When Richard Cobden died in 1865 the French foreign minister wrote that he was “in our eyes the representative of those sentiments and those cosmopolitan principles before which national frontiers and rivalries disappear; whilst essentially of his country, he was still more of his time; he knew what mutual relations could accomplish in our day for the prosperity of peoples. Cobden, if I may be permitted to say so, was an international man”.
At the end of three successful years The Cobden Centre can continue to draw on its namesakes rich example as it looks forward to furthering his goals of peace and prosperity.
Richard Cobden was not perfect (nobody is) – for example his hopes that local government reform would mean lower local taxes proved to be the opposite of what actually happened.
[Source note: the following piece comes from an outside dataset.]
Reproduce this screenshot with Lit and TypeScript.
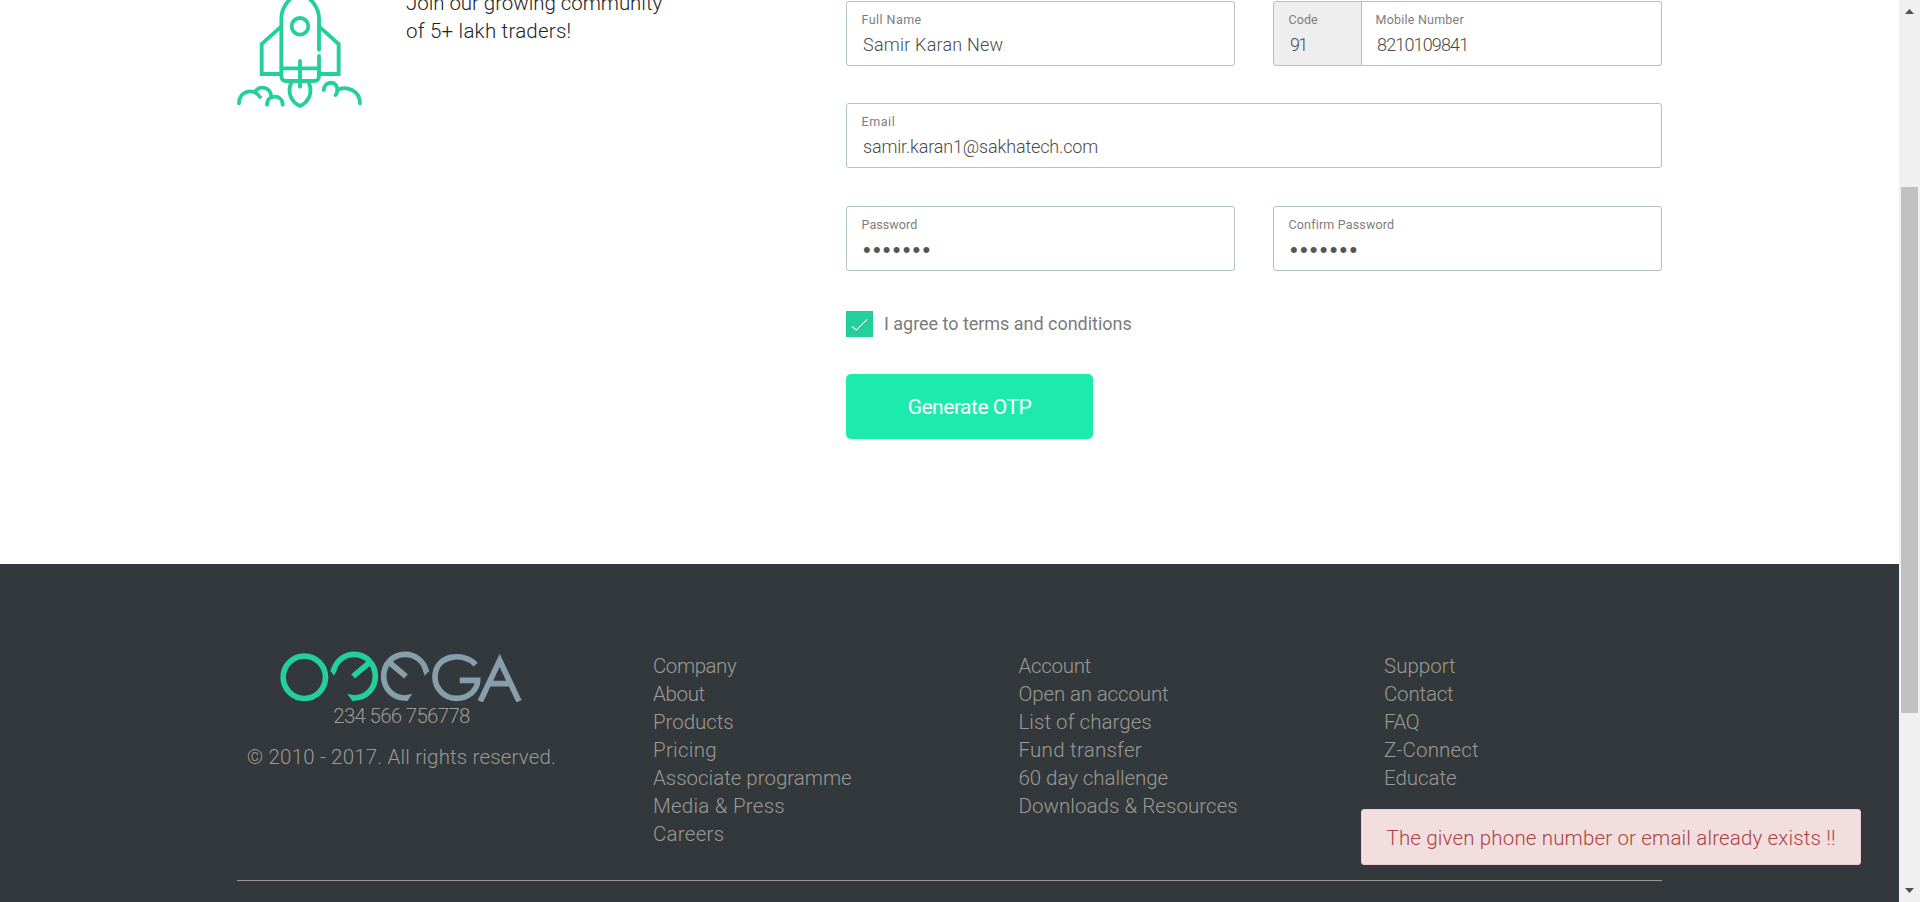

However, he was a great man – a firm enemy of both “corporate welfare” (the fact that the de facto government subsidy of the Corn Laws went to individuals not companies is not relevant) on one side, and the early 19th century version of the Occupy movement (the Chartists – whose demands for one man one vote were actually just a cover for nasty “social justice” style thug activity, based on “rich versus poor” ideas) on the other.
The free market person most be opposed to BOTH.
Both the demand for special subsdies and bailouts – and the false doctrines of “social justice”, “rich versus poor”, “exploitation” …….
Very good points Paul, especially the Chartist/Occupy thing. Also, Cobden’s anti-war and anti-imperialism deserve comment I didn’t have room for, perhaps in another essay.